Bientôt, un autre voyageur venu de l'Est arrive dans la cité impériale. Rustem de Kerakek, médecin de son état, apprend que même sauver la vie du Roi des Rois ne suffit pas à assurer la fortune d'un homme. Son voyage à Sarance est plus une mission qu'une récompense, mais dès l'instant où il en touche le sol, sa destinée semble lui échapper. Combattant pour trouver sa place, pour déterminer les loyautés et équilibrer les demandes de guérison et de mort, lui aussi sera happé par l'inextricable réseau de la cité de Sarance.
Les deux volets de La Mosaïque de Sarance – Le Chemin de Sarance et Le Seigneur des empereurs – forment un récit d'une fascinante et merveilleuse complexité. Ils nous offrent une méditation émouvante sur l'art et ses pouvoirs, et sur les façons dont, des plus puissants aux plus humbles, les hommes cherchent à inscrire leur nom dans l'histoire.

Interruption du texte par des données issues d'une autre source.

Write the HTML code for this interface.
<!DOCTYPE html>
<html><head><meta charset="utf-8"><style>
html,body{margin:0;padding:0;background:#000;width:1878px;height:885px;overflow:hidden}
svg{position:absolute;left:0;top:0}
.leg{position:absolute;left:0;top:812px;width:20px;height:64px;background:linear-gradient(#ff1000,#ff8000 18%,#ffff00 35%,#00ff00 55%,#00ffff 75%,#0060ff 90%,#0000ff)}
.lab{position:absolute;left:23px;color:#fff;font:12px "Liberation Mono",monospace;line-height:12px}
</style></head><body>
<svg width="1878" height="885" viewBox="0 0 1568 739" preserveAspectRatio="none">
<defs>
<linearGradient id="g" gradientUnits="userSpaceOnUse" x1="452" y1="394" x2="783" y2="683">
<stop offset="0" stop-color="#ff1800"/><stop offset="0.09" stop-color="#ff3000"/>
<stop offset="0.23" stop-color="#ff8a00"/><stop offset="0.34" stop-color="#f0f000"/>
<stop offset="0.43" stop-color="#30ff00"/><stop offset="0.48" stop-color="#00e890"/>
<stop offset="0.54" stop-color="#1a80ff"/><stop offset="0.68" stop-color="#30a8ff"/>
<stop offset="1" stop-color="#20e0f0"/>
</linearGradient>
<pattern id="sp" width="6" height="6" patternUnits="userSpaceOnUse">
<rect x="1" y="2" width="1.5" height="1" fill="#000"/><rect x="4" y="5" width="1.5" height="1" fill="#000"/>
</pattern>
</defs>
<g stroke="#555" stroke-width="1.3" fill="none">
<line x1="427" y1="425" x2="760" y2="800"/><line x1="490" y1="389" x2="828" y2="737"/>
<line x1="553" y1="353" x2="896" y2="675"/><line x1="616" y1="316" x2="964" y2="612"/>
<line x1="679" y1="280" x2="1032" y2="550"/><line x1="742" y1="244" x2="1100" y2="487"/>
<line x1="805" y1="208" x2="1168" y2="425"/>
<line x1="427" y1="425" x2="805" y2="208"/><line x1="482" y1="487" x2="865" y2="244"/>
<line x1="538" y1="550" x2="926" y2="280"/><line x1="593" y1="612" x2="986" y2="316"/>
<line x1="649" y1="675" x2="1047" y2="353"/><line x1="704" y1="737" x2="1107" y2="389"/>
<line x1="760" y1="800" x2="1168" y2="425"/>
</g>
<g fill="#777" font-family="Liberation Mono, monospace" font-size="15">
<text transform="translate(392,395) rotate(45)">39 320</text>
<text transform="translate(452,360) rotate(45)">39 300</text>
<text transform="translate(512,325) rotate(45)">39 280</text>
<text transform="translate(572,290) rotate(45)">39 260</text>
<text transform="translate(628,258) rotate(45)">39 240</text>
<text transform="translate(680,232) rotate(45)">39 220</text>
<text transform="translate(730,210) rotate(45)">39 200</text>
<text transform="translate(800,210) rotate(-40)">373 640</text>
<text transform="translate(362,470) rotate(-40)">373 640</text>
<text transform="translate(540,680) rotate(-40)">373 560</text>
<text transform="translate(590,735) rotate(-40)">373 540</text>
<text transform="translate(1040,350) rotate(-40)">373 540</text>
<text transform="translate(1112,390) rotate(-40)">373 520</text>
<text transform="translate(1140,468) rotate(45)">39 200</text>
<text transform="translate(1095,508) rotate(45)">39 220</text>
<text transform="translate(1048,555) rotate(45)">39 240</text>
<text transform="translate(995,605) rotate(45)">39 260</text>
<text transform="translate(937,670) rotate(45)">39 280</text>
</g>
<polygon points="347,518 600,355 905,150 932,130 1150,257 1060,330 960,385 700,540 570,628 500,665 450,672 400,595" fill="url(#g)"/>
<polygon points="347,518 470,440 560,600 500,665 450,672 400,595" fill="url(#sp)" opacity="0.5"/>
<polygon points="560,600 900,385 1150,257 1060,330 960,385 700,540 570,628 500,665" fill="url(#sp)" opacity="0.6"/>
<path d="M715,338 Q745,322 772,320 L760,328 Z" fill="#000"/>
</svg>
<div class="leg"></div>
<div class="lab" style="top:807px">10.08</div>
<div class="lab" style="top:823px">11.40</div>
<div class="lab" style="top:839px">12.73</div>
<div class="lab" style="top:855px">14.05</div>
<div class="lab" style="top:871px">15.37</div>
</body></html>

Second volet du diptyque « La Mosaïque Sarantine », Le Seigneur des empereurs fait suite à Voile vers Sarance, chroniqué dans le Bifrost 97. Il introduit un nouveau personnage, Rustem, un médecin Bassanien envoyé espionner Sarance, et qui, comme Crispin, est un autre étranger portant un regard extérieur sur les Sarantins. Un homme ordinaire évoluant, bien contre son gré, au cœur des intrigues tissées par trois femmes exceptionnelles pour s’emparer du pouvoir ou le conserver. Kay a toujours particulièrement soigné ses personnages, tout spécialement les féminins, mais il atteint sans doute ici le sommet de son art en la matière. S’il nous place au point où le paradigme bascule, où l’Histoire prend un nouveau cours, dans les pas des souverains et autres hauts personnages, il n’en oublie pas pour autant le sort des gens modestes. D’ailleurs, les scènes de plus grande envergure ne sont pas situées à la fin du roman, mais bien avant, et la conclusion met à nouveau en lumière l’art du mosaïste et celui qui lui donne vie.

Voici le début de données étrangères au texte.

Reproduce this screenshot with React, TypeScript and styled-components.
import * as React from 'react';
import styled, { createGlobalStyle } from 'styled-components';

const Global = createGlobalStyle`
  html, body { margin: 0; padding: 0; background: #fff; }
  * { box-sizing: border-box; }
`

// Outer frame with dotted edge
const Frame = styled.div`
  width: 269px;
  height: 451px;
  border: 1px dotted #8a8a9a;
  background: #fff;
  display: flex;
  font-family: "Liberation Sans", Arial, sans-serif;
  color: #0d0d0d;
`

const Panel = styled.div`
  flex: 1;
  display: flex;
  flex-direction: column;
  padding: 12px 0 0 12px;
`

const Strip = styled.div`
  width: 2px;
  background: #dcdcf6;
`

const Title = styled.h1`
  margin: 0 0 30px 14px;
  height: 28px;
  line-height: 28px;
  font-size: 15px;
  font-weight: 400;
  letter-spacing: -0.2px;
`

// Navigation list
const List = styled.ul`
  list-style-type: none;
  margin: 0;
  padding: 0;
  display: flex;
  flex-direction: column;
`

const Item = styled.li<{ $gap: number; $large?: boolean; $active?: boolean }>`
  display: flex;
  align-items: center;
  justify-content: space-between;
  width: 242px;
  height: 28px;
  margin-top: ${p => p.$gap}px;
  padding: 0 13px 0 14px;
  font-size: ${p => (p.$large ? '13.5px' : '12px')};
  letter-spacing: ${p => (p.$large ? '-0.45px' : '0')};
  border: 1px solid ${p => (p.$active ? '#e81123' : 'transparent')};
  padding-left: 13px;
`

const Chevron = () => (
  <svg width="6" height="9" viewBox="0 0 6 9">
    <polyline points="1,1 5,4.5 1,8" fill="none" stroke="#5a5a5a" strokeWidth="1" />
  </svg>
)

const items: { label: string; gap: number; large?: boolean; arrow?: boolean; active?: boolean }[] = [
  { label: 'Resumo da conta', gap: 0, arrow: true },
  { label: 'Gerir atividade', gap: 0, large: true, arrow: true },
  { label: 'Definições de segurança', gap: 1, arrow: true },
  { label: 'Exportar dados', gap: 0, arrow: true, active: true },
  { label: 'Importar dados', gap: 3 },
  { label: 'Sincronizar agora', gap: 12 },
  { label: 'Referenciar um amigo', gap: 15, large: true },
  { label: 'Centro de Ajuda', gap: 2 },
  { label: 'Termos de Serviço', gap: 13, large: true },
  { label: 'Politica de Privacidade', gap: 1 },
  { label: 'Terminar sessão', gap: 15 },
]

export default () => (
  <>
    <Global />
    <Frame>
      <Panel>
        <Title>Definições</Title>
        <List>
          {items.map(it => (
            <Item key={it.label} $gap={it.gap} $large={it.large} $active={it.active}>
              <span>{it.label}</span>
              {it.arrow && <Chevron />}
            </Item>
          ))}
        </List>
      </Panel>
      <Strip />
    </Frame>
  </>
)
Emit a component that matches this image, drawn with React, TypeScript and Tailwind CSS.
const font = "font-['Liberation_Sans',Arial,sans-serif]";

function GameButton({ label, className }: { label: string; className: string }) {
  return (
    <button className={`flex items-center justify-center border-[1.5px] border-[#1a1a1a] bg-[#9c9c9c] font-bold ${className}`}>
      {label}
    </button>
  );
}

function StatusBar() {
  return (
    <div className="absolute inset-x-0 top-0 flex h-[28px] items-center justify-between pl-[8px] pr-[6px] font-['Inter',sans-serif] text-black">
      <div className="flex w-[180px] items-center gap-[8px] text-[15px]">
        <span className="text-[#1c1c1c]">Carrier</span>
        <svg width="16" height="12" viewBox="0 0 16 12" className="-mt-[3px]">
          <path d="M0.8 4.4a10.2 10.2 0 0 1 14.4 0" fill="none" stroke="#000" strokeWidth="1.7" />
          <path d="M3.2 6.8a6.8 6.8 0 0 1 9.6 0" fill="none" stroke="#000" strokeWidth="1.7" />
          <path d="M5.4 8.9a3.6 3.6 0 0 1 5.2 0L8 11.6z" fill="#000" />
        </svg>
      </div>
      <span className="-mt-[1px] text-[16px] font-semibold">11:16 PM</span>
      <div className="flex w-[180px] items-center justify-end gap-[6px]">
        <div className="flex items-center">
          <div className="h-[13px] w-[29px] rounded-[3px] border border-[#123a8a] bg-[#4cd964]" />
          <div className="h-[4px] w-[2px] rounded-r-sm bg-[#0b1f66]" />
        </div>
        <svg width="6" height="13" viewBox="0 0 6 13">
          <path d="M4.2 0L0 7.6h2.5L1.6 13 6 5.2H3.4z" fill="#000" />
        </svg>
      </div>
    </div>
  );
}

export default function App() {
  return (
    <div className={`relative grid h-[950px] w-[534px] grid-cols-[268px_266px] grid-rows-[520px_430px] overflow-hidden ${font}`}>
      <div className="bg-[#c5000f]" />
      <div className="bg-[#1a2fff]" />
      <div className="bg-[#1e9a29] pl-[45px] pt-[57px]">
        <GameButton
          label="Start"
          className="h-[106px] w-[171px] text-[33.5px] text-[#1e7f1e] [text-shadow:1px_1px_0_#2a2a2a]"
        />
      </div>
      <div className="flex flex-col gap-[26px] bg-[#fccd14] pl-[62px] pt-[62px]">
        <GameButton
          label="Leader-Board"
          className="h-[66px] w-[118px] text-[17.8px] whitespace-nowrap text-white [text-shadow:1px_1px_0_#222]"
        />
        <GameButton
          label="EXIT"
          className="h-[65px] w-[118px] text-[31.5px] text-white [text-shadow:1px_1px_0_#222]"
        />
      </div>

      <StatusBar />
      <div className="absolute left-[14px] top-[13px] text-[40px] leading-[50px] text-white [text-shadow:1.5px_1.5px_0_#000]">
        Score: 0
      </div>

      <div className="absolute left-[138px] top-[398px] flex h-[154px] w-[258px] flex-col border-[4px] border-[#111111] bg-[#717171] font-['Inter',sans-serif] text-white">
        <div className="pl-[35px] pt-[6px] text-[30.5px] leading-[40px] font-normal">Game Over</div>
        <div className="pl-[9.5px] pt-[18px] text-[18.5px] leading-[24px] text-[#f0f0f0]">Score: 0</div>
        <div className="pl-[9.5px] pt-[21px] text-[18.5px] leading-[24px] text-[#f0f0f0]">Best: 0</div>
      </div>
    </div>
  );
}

La première partie (environ 240 pages) nous fait croire que le rythme restera aussi lent que dans le premier volet ; la seconde nous détrompe, faisant s’accélérer les événements et réservant au lecteur ébahi des scènes d’une intensité dramatique absolument extraordinaire. Si Voile vers Sarance pouvait laisser penser que le diptyque pouvait relever, dans un monde imaginaire où le surnaturel est réel, d’une allégorie du règne de Justinien et de Théodora, dans l’Histoire réelle, Le Seigneur des empereurs, en revanche, donne à ces personnages, ainsi qu’à l’équivalent de Bélisaire, un destin totalement inédit. Ainsi, la remarquable précision de la reconstitution de la Byzance de l’époque, jusque dans le comportement de ses souverains ou dans des citations à peine déguisées de L’Histoire secrète de Justinien, par Procope de Césarée, est mêlée à un cours de l’Histoire différent, et bien sûr à des phénomènes magiques.
Voile vers Sarance était un bon roman pour qui connaissait déjà et appréciait Kay. Le Seigneur des empereurs est d’un tout autre niveau, hissant l’ensemble du diptyque à des hauteurs vertigineuses, dignes du meilleur de sa bibliographie (qui regorge pourtant de très grands romans de fantasy historique). On ne pourra que recommander à qui veut découvrir la prose du Canadien de s’y intéresser (même s’il devra faire preuve de patience, tant la mise en place des dominos est lente – mais leur chute ébouriffante), et on conseillera même à ceux qui ne l’apprécient pas, d’habitude, de se faire violence, tant les événements d’une certaine nuit fatidique sont contés par l’auteur de manière extraordinaire, parfaitement servis par la remarquable traduction inédite de Mikael Cabon.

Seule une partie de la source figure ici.